> **Required task**: Render the material again word for word, skipping the pictures in it.

> **Provided material**:
• • • •
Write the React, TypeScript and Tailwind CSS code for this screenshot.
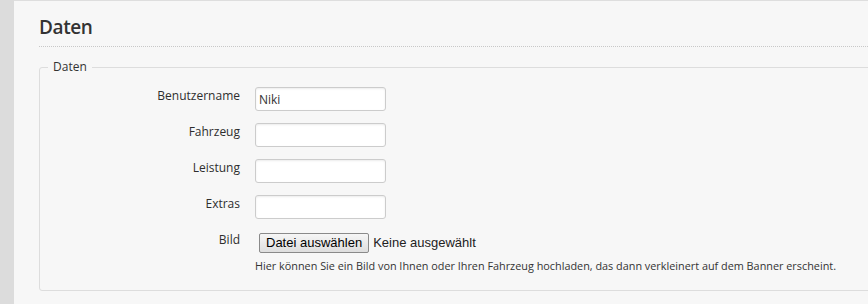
import React from "react";

const rows = [
  { label: "Benutzername", value: "Niki" },
  { label: "Fahrzeug", value: "" },
  { label: "Leistung", value: "" },
  { label: "Extras", value: "" },
];

export default function App() {
  return (
    <div className="flex h-[304px] w-[868px] overflow-hidden bg-[#f7f7f7] text-[#333]" style={{ fontFamily: '"Open Sans", sans-serif' }}>
      <div className="w-[14px] shrink-0 bg-[#dcdcdc]" />
      <div className="flex-1 border-t border-[#dedede] pl-[25px]">
        <div className="mr-[-20px]">
          <h1 className="pt-[13px] pb-[5px] text-[19px] leading-[27px] font-semibold tracking-[-0.4px] text-[#333]">Daten</h1>
          <div className="border-t border-dotted border-[#c8c8c8]" />
          <fieldset className="mt-[12px] rounded-[3px] border border-[#dddddd] pl-[8px] pb-[17px] pt-[12px]">
            <legend className="px-[5px] text-[12px] leading-[16px] text-[#333]">Daten</legend>
            <div className="flex flex-col gap-[12px]">
              {rows.map((r) => (
                <div key={r.label} className="flex items-start">
                  <label className="w-[192px] pt-[1px] text-right text-[12px] leading-[16px] text-[#2e2e2e]">{r.label}</label>
                  <input
                    defaultValue={r.value}
                    className="ml-[15px] h-[24px] w-[131px] rounded-[3px] border border-[#cccccc] bg-white px-[3px] text-[12px] text-[#333] shadow-[inset_0_1px_2px_rgba(0,0,0,0.08)] outline-none"
                  />
                </div>
              ))}
              <div className="flex items-start">
                <label className="w-[192px] pt-[1px] text-right text-[12px] leading-[16px] text-[#2e2e2e]">Bild</label>
                <div className="ml-[15px] flex flex-col">
                  <div className="flex items-center pt-[2px]" style={{ fontFamily: '"Liberation Sans", Arial, sans-serif' }}>
                    <button className="ml-[4px] h-[20px] rounded-[2px] border border-[#8a8a8a] bg-gradient-to-b from-[#f6f6f6] to-[#dedede] px-[6px] text-[13px] leading-[18px] text-black">
                      Datei auswählen
                    </button>
                    <span className="ml-[4px] text-[13px] text-[#222]">Keine ausgewählt</span>
                  </div>
                  <p className="mt-[6px] whitespace-nowrap text-[10.85px] leading-[14px] text-[#333]">
                    Hier können Sie ein Bild von Ihnen oder Ihren Fahrzeug hochladen, das dann verkleinert auf dem Banner erscheint.
                  </p>
                </div>
              </div>
            </div>
          </fieldset>
        </div>
      </div>
    </div>
  );
}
• • • •
> **Finished answer**:
Write the React, TypeScript and Tailwind CSS code for this screenshot.
import React from "react";

const rows = [
  { label: "Benutzername", value: "Niki" },
  { label: "Fahrzeug", value: "" },
  { label: "Leistung", value: "" },
  { label: "Extras", value: "" },
];

export default function App() {
  return (
    <div className="flex h-[304px] w-[868px] overflow-hidden bg-[#f7f7f7] text-[#333]" style={{ fontFamily: '"Open Sans", sans-serif' }}>
      <div className="w-[14px] shrink-0 bg-[#dcdcdc]" />
      <div className="flex-1 border-t border-[#dedede] pl-[25px]">
        <div className="mr-[-20px]">
          <h1 className="pt-[13px] pb-[5px] text-[19px] leading-[27px] font-semibold tracking-[-0.4px] text-[#333]">Daten</h1>
          <div className="border-t border-dotted border-[#c8c8c8]" />
          <fieldset className="mt-[12px] rounded-[3px] border border-[#dddddd] pl-[8px] pb-[17px] pt-[12px]">
            <legend className="px-[5px] text-[12px] leading-[16px] text-[#333]">Daten</legend>
            <div className="flex flex-col gap-[12px]">
              {rows.map((r) => (
                <div key={r.label} className="flex items-start">
                  <label className="w-[192px] pt-[1px] text-right text-[12px] leading-[16px] text-[#2e2e2e]">{r.label}</label>
                  <input
                    defaultValue={r.value}
                    className="ml-[15px] h-[24px] w-[131px] rounded-[3px] border border-[#cccccc] bg-white px-[3px] text-[12px] text-[#333] shadow-[inset_0_1px_2px_rgba(0,0,0,0.08)] outline-none"
                  />
                </div>
              ))}
              <div className="flex items-start">
                <label className="w-[192px] pt-[1px] text-right text-[12px] leading-[16px] text-[#2e2e2e]">Bild</label>
                <div className="ml-[15px] flex flex-col">
                  <div className="flex items-center pt-[2px]" style={{ fontFamily: '"Liberation Sans", Arial, sans-serif' }}>
                    <button className="ml-[4px] h-[20px] rounded-[2px] border border-[#8a8a8a] bg-gradient-to-b from-[#f6f6f6] to-[#dedede] px-[6px] text-[13px] leading-[18px] text-black">
                      Datei auswählen
                    </button>
                    <span className="ml-[4px] text-[13px] text-[#222]">Keine ausgewählt</span>
                  </div>
                  <p className="mt-[6px] whitespace-nowrap text-[10.85px] leading-[14px] text-[#333]">
                    Hier können Sie ein Bild von Ihnen oder Ihren Fahrzeug hochladen, das dann verkleinert auf dem Banner erscheint.
                  </p>
                </div>
              </div>
            </div>
          </fieldset>
        </div>
      </div>
    </div>
  );
}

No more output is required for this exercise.